Lines containing the word "index" are to be counted; state their number and nothing further.

Provided material –
•••
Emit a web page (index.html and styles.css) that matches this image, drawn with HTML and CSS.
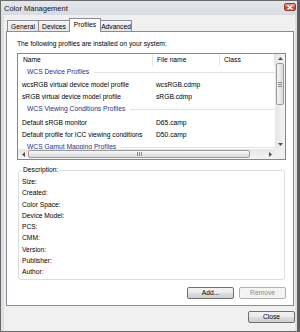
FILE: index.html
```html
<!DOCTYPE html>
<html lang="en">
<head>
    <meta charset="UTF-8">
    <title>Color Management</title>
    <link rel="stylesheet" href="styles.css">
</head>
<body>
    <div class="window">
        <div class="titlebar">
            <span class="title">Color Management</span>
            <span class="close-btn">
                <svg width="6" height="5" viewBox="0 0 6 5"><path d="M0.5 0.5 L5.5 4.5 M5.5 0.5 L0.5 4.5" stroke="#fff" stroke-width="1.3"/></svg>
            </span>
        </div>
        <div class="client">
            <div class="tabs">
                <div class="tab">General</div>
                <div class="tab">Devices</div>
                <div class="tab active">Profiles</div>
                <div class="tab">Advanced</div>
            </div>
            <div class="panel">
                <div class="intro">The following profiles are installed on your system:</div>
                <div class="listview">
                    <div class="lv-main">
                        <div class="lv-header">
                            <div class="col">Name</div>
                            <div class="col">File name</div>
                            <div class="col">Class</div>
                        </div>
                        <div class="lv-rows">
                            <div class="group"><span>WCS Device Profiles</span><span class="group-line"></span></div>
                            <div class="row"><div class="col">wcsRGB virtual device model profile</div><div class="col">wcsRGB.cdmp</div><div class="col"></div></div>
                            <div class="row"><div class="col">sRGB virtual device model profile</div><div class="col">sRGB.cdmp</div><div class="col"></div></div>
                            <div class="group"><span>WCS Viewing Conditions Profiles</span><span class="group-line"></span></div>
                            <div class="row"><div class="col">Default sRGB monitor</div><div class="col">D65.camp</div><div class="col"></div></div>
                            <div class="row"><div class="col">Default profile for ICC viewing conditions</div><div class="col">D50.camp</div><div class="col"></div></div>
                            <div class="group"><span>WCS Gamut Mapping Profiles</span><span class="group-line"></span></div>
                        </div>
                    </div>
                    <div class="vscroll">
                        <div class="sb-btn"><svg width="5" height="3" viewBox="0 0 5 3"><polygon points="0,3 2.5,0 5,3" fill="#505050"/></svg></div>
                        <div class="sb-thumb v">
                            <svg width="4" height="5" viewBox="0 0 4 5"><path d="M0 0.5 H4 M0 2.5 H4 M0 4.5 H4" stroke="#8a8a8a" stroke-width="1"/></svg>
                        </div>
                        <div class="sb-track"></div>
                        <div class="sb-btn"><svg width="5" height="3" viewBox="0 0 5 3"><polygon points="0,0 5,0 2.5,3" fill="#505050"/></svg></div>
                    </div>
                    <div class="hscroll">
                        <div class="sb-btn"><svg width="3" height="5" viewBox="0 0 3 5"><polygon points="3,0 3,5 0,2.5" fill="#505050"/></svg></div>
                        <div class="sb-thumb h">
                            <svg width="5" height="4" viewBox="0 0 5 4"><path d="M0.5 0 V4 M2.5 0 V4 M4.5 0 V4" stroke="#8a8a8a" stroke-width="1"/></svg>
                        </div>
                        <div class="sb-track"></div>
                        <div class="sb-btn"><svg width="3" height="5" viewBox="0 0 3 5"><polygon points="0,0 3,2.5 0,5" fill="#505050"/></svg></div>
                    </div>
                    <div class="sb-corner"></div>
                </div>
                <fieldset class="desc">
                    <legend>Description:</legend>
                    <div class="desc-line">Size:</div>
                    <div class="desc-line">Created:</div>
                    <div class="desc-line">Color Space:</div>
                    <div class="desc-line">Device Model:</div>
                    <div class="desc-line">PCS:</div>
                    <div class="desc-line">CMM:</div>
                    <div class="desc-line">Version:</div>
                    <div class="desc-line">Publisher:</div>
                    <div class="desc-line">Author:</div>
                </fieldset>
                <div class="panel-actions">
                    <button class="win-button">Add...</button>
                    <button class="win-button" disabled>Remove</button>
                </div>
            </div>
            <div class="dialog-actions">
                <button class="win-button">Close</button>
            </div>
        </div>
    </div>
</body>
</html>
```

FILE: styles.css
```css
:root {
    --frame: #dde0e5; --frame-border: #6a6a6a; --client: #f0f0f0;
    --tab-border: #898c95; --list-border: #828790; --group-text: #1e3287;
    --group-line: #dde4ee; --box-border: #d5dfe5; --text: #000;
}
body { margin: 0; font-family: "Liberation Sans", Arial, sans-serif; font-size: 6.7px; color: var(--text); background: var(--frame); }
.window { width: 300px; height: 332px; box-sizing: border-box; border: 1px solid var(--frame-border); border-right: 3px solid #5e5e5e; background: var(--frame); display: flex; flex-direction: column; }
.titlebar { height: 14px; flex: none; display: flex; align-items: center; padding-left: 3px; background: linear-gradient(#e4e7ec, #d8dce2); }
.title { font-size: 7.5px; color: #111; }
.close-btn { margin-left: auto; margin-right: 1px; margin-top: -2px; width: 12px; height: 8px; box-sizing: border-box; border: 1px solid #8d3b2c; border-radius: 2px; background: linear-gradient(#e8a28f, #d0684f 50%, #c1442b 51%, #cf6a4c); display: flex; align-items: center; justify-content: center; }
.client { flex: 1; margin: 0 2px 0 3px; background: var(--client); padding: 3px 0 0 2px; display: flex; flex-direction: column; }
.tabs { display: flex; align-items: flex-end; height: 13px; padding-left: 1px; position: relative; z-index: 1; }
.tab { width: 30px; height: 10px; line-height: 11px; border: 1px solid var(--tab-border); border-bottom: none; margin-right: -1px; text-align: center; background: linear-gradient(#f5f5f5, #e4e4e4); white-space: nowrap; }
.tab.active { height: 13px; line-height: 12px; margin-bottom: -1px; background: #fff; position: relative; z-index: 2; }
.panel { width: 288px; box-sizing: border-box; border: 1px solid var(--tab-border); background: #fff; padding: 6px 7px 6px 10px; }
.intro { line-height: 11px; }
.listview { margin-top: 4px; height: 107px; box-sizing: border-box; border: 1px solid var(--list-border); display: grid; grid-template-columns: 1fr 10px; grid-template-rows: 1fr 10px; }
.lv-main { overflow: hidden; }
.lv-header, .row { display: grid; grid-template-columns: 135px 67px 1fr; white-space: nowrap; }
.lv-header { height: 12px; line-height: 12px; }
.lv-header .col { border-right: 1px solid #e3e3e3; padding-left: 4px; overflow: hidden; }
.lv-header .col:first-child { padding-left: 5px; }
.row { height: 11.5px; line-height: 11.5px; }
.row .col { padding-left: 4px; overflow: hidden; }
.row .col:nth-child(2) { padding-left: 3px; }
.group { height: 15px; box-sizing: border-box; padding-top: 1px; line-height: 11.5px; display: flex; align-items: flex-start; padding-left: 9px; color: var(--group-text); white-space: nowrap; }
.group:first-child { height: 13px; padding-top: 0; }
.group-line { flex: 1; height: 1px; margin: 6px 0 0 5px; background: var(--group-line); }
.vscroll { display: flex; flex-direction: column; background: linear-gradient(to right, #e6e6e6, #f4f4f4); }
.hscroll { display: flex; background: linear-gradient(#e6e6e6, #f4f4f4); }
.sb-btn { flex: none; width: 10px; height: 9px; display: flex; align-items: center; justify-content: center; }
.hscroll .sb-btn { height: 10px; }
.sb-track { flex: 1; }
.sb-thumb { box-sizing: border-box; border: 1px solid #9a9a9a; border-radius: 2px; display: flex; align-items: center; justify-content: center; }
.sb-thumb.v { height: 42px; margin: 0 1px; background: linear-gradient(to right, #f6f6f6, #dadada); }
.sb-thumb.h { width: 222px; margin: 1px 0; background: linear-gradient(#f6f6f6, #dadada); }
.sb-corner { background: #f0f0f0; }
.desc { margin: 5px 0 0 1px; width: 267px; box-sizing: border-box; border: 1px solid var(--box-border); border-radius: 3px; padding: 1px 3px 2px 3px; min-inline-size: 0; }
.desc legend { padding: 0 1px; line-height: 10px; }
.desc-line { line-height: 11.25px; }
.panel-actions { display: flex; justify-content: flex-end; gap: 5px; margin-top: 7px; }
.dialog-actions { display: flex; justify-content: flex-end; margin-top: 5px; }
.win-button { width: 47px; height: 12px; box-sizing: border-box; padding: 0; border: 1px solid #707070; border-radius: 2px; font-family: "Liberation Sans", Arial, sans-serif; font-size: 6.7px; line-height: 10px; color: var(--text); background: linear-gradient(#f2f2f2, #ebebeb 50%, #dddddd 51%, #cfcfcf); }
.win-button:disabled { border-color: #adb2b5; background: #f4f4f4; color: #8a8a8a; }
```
•••
Right answer –
4